In Memoriam- Dale Bridenbaugh
In Memoriam: Dale Bridenbaugh
Dale Bridenbaugh, courageous figure in the fight for nuclear safety and longtime friend and colleague of Bridge the Gap, died on May 26, 2025.
On February 2, 1976, Dale Bridenbaugh and two nuclear engineering colleagues, Dick Hubbard and Greg Minor, publicly resigned from the General Electric Company, declaring they could not in good conscience continue to work on nuclear power but would instead work to oppose it. They immediately went from working for GE’s nuclear division to campaigning for the California Safeguards Initiative, which resulted in a statute, still in effect, barring new nuclear plants in the state until and unless there is a solution to the high-level radioactive waste problem. They gave up their careers, with no certainty as to how they would be able to continue to support their families, as the price of conscience.
Dale began his engineering career at the birth of the nuclear power era, initially assigned by GE to work on the Dresden reactor, the first U.S. commercial nuclear plant. He subsequently worked on many others, in this country and abroad, including the Fukushima facility, which used a GE-designed Boiling Water Reactor (BWR).

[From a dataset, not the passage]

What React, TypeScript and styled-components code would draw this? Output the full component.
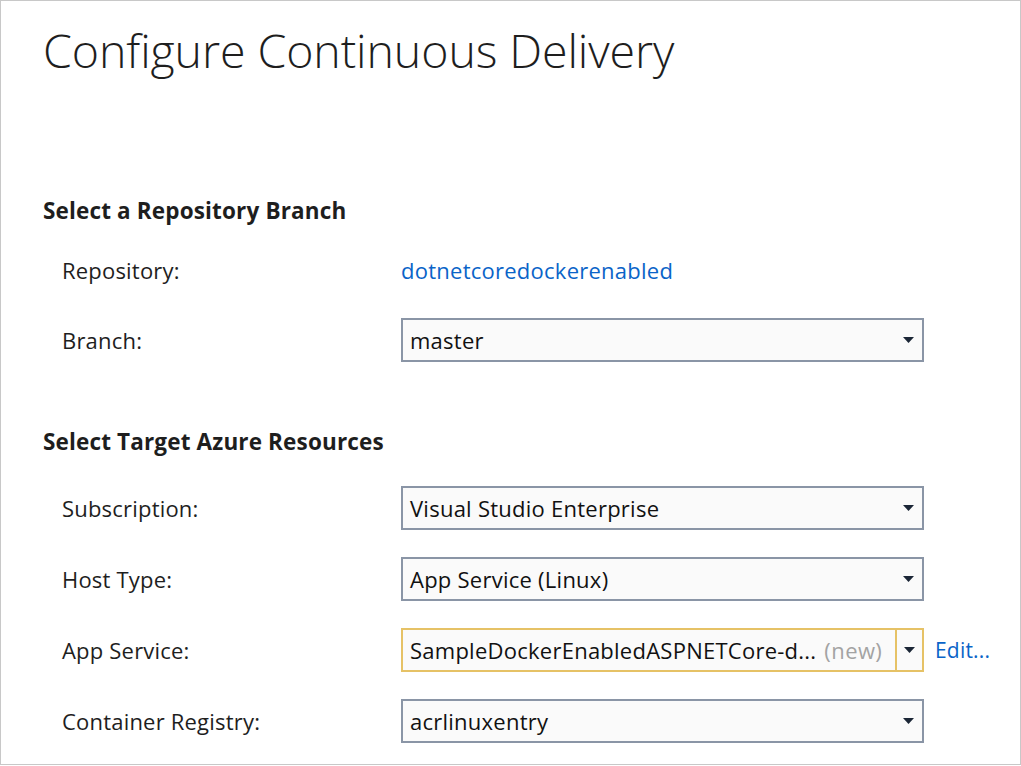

In 1976, he was a top manager at GE, with responsibility for ensuring the safety of the BWR’s Mark I containment. He concluded it had not been demonstrated to be capable of withstanding the dynamic loads in an accident. After trying unsuccessfully to get GE, the Nuclear Regulatory Commission, and U.S. operators of BWRs to take steps to resolve the safety problems, he resigned from GE, testified before Congress, and worked for decades thereafter to try to end nuclear risks.
He was a valuable and courageous ally of CBG for years, source of both inspiration and technical expertise. During the Fukushima accident, for example, where the GE-designed reactors melted down and containments failed at three reactors, we worked together to help explain the disaster to national and international media.
Even in his 90s, Dale continued to help. In 2023, Dale and CBG’s Dan Hirsch completed a short video on the Fukushima accident and the current controversy over plans to dump more than a million tons of radioactively contaminated water into the Pacific. You can watch it on the CBG website.
Dale – and Char, his wife of 66 years – paid a significant price to follow their conscience. Their long principled example was invaluable beyond words.